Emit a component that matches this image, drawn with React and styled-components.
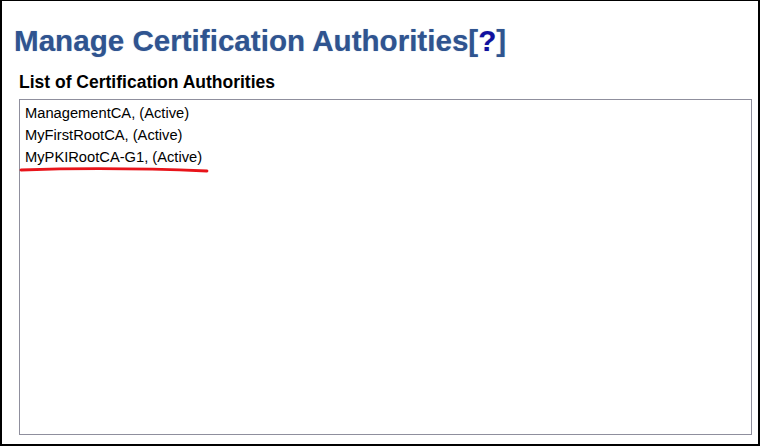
import React from "react";
import styled, { createGlobalStyle } from "styled-components";

const Global = createGlobalStyle`
  html, body { margin: 0; padding: 0; background: #fff; }
  body { font-family: "Liberation Sans", Arial, sans-serif; }
`;

const Frame = styled.div`
  box-sizing: border-box;
  width: 760px;
  height: 446px;
  border-style: solid;
  border-color: #000;
  border-width: 1px 2px 2px 2px;
  padding: 22px 8px 0 12px;
  background: #fff;
  overflow: hidden;
`;

const Title = styled.h1`
  margin: 0;
  font-size: 29.6px;
  line-height: 36px;
  font-weight: bold;
  color: #2f5490;
  text-shadow: 0 0 1px rgba(47, 84, 144, 0.45);
`;

const HelpLink = styled.a`
  color: #1010a0;
  text-decoration: none;
`;

const Section = styled.section`
  padding-left: 5px;
  margin-top: 12px;
`;

const Heading = styled.h2`
  margin: 0 0 6px 0;
  font-size: 17.5px;
  line-height: 22px;
  font-weight: bold;
  color: #000;
`;

const ListBox = styled.div`
  position: relative;
  box-sizing: border-box;
  width: 733px;
  height: 336px;
  border: 1px solid #8f8f9d;
  padding: 2px 5px;
  background: #fff;
`;

const Item = styled.div`
  font-size: 14.7px;
  line-height: 22px;
  color: #000;
  white-space: nowrap;
`;

const Annotation = styled.svg`
  position: absolute;
  left: 0;
  top: 64px;
  width: 200px;
  height: 12px;
  overflow: visible;
  pointer-events: none;
`;

const cas = ["ManagementCA", "MyFirstRootCA", "MyPKIRootCA-G1"];

export default function App() {
  return (
    <>
      <Global />
      <Frame>
        <Title>
          Manage Certification Authorities[<HelpLink href="#">?</HelpLink>]
        </Title>
        <Section>
          <Heading>List of Certification Authorities</Heading>
          <ListBox>
            {cas.map((c) => (
              <Item key={c}>{c}, (Active)</Item>
            ))}
            <Annotation viewBox="0 0 200 12">
              <path
                d="M1 6 Q 90 3 187 7"
                fill="none"
                stroke="#e8141a"
                strokeWidth="2.8"
                strokeLinecap="round"
              />
            </Annotation>
          </ListBox>
        </Section>
      </Frame>
    </>
  );
}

__________

Repeat the material above verbatim. Leave the pictures behind.

Emit a component that matches this image, drawn with React and styled-components.
import React from "react";
import styled, { createGlobalStyle } from "styled-components";

const Global = createGlobalStyle`
  html, body { margin: 0; padding: 0; background: #fff; }
  body { font-family: "Liberation Sans", Arial, sans-serif; }
`;

const Frame = styled.div`
  box-sizing: border-box;
  width: 760px;
  height: 446px;
  border-style: solid;
  border-color: #000;
  border-width: 1px 2px 2px 2px;
  padding: 22px 8px 0 12px;
  background: #fff;
  overflow: hidden;
`;

const Title = styled.h1`
  margin: 0;
  font-size: 29.6px;
  line-height: 36px;
  font-weight: bold;
  color: #2f5490;
  text-shadow: 0 0 1px rgba(47, 84, 144, 0.45);
`;

const HelpLink = styled.a`
  color: #1010a0;
  text-decoration: none;
`;

const Section = styled.section`
  padding-left: 5px;
  margin-top: 12px;
`;

const Heading = styled.h2`
  margin: 0 0 6px 0;
  font-size: 17.5px;
  line-height: 22px;
  font-weight: bold;
  color: #000;
`;

const ListBox = styled.div`
  position: relative;
  box-sizing: border-box;
  width: 733px;
  height: 336px;
  border: 1px solid #8f8f9d;
  padding: 2px 5px;
  background: #fff;
`;

const Item = styled.div`
  font-size: 14.7px;
  line-height: 22px;
  color: #000;
  white-space: nowrap;
`;

const Annotation = styled.svg`
  position: absolute;
  left: 0;
  top: 64px;
  width: 200px;
  height: 12px;
  overflow: visible;
  pointer-events: none;
`;

const cas = ["ManagementCA", "MyFirstRootCA", "MyPKIRootCA-G1"];

export default function App() {
  return (
    <>
      <Global />
      <Frame>
        <Title>
          Manage Certification Authorities[<HelpLink href="#">?</HelpLink>]
        </Title>
        <Section>
          <Heading>List of Certification Authorities</Heading>
          <ListBox>
            {cas.map((c) => (
              <Item key={c}>{c}, (Active)</Item>
            ))}
            <Annotation viewBox="0 0 200 12">
              <path
                d="M1 6 Q 90 3 187 7"
                fill="none"
                stroke="#e8141a"
                strokeWidth="2.8"
                strokeLinecap="round"
              />
            </Annotation>
          </ListBox>
        </Section>
      </Frame>
    </>
  );
}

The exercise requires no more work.